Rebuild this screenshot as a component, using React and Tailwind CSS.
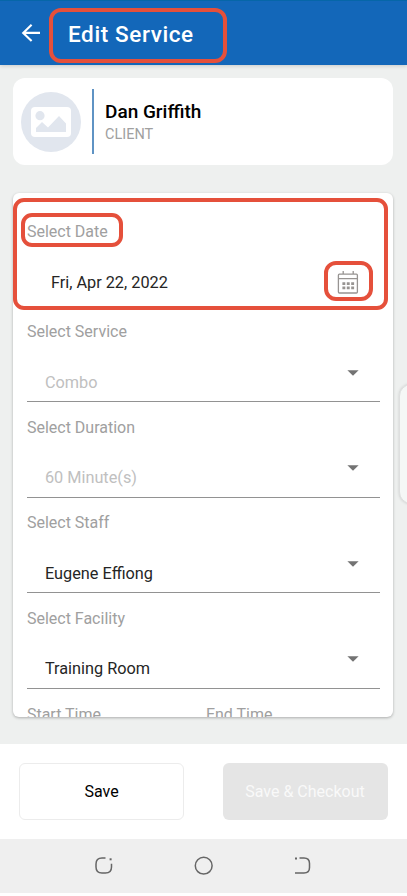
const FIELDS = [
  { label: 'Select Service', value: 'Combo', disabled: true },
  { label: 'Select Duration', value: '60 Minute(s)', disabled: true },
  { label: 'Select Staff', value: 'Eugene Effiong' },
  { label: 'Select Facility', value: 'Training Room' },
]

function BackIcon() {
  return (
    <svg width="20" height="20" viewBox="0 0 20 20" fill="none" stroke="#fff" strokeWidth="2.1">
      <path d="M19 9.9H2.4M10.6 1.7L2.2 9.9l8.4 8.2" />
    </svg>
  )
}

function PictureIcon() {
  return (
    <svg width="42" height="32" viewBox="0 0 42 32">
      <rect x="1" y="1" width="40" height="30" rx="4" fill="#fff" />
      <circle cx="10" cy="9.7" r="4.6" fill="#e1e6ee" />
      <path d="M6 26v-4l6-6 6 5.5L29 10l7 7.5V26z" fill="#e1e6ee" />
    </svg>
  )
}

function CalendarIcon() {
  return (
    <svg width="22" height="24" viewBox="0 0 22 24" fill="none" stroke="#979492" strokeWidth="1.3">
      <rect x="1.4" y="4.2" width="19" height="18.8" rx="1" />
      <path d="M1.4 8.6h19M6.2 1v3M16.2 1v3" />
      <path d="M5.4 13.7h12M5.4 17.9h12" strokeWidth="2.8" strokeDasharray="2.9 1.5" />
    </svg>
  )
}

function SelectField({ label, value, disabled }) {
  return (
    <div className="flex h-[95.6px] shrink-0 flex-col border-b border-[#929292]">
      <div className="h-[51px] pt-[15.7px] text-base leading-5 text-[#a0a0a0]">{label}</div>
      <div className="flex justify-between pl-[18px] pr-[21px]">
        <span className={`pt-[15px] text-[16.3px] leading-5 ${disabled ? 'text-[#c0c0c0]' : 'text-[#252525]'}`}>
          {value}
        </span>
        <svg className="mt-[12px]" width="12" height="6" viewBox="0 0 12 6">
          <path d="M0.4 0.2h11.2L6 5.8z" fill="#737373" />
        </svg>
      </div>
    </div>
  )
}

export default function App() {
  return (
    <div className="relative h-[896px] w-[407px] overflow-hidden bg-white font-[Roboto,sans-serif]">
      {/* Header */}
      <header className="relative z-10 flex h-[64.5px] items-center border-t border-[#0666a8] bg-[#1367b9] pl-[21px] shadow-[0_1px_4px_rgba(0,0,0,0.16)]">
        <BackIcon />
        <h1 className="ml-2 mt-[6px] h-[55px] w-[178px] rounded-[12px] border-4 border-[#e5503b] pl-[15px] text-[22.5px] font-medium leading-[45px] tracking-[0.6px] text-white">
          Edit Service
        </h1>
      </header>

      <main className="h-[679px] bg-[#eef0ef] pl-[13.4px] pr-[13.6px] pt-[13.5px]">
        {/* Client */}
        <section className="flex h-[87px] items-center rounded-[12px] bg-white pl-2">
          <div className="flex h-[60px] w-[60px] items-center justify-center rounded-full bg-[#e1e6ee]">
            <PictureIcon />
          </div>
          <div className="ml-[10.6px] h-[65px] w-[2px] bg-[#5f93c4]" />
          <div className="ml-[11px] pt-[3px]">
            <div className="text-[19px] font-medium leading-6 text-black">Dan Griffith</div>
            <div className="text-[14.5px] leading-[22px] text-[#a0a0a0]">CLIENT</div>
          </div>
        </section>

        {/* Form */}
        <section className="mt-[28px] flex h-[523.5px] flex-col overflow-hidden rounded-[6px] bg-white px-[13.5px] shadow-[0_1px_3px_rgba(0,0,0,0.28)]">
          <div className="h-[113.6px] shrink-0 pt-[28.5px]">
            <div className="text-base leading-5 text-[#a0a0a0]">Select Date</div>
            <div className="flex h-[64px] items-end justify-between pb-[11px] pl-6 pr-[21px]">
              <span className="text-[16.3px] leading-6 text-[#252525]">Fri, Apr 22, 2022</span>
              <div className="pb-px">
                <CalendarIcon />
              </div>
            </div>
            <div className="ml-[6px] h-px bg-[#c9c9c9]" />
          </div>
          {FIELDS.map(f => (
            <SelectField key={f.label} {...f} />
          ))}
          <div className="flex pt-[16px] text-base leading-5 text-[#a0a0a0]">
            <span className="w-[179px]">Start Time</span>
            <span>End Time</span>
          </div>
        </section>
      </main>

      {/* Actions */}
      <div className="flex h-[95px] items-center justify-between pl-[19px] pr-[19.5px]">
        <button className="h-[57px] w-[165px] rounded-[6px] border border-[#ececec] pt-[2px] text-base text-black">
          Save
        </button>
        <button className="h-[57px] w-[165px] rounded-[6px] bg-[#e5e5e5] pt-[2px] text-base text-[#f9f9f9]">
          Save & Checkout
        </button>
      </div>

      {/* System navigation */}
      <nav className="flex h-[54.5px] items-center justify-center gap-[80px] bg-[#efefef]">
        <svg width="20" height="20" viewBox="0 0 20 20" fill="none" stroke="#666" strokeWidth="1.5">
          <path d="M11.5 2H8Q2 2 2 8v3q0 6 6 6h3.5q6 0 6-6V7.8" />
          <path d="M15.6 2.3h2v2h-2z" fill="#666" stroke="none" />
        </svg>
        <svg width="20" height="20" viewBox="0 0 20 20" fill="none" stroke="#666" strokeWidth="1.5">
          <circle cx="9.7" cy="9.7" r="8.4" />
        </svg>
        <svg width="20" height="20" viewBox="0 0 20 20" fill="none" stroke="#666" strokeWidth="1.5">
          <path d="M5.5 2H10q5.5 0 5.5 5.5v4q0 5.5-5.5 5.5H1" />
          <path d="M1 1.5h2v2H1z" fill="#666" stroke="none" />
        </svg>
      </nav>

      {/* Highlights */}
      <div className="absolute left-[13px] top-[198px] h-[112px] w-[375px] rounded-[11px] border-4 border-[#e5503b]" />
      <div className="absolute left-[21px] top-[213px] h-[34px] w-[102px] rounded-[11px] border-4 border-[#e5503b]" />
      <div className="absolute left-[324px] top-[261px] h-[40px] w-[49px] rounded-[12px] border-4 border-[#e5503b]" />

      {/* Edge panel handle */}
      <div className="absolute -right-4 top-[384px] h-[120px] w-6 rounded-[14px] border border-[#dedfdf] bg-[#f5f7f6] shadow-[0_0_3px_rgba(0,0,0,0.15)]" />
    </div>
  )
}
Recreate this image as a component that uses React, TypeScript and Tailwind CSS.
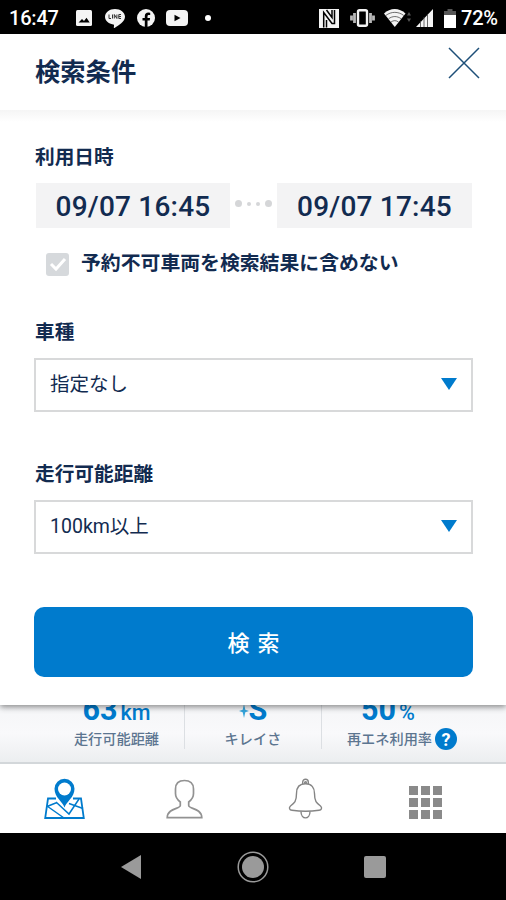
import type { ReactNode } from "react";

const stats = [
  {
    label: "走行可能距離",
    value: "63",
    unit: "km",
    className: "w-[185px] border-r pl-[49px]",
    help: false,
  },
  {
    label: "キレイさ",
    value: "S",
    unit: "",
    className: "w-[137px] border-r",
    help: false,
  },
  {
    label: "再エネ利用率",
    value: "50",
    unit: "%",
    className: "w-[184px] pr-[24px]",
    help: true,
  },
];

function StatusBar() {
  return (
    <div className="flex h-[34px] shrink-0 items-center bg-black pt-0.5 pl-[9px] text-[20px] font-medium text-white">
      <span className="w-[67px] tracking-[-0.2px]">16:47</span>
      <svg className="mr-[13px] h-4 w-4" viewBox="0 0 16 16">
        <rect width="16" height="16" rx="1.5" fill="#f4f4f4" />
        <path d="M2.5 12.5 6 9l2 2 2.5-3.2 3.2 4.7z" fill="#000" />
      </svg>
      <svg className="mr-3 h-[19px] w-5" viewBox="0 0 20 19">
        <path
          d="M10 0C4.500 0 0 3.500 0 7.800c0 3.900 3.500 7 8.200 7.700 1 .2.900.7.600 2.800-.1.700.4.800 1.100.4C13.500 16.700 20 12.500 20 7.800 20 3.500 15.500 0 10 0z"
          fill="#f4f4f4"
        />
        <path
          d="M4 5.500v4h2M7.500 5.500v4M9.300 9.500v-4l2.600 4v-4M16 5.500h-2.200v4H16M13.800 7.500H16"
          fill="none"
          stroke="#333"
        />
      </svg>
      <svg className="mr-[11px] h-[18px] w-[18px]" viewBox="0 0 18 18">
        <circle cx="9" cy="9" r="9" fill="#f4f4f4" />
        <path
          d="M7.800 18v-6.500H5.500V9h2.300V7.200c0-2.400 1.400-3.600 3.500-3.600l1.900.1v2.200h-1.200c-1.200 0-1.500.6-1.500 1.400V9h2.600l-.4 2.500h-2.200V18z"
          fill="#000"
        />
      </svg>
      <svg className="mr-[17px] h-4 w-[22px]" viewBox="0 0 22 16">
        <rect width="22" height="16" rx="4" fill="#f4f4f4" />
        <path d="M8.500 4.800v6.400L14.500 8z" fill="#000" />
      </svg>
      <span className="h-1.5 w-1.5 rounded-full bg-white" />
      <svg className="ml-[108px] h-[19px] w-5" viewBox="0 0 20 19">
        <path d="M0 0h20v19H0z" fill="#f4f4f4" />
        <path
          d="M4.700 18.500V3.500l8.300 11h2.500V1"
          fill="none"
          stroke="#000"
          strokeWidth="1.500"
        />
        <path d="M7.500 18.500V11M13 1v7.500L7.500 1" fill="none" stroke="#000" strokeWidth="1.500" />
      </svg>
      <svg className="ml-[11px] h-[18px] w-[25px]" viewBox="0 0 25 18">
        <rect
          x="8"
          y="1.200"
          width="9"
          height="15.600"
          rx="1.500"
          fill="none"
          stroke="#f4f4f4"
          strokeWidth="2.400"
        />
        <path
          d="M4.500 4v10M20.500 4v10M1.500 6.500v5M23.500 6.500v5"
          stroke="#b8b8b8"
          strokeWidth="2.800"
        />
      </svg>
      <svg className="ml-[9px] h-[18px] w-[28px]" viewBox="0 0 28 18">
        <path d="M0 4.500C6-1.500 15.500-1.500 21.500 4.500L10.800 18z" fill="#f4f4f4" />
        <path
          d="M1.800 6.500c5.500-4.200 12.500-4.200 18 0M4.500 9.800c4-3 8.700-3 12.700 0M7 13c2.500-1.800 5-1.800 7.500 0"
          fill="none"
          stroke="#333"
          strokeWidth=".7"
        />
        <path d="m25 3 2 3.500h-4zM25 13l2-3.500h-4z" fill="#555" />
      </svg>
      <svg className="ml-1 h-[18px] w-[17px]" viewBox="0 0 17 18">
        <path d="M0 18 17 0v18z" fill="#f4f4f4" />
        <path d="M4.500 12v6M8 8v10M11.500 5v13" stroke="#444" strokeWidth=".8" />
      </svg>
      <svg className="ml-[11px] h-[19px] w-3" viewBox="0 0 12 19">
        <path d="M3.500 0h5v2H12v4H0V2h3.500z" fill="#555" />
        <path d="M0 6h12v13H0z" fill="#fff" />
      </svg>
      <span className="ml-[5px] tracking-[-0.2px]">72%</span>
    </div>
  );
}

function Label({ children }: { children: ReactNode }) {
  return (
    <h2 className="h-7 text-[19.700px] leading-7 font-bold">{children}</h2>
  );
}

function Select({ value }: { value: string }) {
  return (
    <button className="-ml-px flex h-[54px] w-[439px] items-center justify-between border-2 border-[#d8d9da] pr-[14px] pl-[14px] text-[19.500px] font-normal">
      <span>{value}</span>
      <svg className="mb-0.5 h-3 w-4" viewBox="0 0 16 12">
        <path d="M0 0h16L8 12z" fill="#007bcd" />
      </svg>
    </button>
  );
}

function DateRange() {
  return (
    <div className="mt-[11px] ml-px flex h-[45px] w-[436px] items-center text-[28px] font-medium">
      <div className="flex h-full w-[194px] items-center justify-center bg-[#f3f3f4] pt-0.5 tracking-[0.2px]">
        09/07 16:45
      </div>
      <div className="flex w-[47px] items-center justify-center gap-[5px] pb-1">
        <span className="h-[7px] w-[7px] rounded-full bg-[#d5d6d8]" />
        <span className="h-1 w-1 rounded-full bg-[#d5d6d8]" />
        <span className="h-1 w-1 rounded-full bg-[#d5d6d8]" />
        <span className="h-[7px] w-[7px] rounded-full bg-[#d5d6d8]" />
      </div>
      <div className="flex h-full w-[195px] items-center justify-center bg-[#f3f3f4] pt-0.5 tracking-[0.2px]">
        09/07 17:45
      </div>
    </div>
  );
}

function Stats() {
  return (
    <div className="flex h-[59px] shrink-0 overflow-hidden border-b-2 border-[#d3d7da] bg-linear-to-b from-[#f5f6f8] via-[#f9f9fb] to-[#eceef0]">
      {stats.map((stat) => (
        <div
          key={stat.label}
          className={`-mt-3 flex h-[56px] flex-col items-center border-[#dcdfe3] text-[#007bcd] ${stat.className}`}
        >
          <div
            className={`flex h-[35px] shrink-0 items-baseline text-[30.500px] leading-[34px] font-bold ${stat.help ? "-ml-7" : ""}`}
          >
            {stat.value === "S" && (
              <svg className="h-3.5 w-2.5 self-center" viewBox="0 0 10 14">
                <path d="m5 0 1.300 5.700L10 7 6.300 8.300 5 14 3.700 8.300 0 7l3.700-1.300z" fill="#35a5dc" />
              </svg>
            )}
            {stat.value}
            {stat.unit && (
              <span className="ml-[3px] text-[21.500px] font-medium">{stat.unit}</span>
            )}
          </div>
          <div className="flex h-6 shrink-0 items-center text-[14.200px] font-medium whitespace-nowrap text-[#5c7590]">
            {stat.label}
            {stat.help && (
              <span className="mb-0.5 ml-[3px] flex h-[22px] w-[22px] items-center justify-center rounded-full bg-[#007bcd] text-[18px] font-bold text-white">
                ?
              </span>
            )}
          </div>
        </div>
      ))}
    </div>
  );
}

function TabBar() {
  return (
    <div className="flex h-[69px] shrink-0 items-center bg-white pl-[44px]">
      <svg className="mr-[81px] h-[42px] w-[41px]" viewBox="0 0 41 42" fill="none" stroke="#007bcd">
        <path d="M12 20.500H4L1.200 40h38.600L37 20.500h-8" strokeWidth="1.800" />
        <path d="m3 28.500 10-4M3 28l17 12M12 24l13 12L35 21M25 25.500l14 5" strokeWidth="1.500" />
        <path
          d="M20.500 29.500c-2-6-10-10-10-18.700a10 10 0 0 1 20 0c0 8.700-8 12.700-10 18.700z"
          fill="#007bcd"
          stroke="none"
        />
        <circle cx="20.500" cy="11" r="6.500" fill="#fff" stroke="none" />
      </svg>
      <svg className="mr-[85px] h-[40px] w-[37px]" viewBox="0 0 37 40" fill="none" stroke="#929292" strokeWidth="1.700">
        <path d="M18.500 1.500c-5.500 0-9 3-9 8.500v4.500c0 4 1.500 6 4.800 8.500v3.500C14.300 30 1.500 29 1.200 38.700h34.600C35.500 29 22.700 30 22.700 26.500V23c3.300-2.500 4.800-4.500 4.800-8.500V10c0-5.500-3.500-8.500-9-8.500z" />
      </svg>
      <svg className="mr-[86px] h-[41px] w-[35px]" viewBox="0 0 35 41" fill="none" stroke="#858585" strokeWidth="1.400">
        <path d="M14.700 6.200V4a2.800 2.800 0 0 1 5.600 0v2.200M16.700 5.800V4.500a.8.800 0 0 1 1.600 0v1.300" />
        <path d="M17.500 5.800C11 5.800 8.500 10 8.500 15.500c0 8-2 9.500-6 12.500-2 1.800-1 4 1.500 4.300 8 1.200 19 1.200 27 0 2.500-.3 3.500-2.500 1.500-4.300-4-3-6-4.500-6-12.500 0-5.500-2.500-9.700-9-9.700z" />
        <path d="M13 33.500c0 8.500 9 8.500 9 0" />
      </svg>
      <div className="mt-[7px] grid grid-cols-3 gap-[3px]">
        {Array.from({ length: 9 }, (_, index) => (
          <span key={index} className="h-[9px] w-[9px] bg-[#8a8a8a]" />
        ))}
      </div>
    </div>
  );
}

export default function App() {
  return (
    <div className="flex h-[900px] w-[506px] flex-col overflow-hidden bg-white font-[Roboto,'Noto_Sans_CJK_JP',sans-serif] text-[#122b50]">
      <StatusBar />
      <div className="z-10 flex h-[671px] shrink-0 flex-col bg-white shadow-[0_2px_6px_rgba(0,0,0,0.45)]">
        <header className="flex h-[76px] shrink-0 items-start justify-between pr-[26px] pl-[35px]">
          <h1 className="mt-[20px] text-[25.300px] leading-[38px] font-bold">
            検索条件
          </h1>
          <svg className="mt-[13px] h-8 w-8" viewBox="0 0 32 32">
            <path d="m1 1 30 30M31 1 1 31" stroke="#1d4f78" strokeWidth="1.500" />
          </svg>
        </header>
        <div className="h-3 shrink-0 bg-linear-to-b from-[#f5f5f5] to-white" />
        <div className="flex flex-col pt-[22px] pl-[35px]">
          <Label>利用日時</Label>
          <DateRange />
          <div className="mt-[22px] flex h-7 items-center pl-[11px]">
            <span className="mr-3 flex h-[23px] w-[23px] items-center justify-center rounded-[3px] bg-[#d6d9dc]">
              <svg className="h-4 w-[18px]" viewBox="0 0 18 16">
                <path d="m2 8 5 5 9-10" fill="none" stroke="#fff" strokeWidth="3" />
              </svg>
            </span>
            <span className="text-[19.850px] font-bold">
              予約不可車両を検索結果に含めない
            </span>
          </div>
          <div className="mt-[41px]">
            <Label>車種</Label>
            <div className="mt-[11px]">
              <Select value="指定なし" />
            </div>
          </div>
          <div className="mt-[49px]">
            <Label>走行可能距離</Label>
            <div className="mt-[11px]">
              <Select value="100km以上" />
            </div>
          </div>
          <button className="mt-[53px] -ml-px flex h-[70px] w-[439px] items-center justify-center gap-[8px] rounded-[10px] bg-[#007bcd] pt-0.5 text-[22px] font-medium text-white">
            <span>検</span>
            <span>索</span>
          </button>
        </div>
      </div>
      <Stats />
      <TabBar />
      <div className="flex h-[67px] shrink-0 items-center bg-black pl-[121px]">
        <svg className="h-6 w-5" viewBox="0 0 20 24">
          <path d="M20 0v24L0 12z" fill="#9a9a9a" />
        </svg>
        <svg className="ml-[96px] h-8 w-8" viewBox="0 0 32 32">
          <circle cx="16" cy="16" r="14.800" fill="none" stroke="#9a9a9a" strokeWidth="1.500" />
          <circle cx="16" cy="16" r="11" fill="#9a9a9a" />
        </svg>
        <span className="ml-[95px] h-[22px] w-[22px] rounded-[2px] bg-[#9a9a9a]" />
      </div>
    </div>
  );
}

======

● **Set problem**: Pull out each line of the entries that contains "component".

● **Solution to this problem**:
Rebuild this screenshot as a component, using React and Tailwind CSS.
Recreate this image as a component that uses React, TypeScript and Tailwind CSS.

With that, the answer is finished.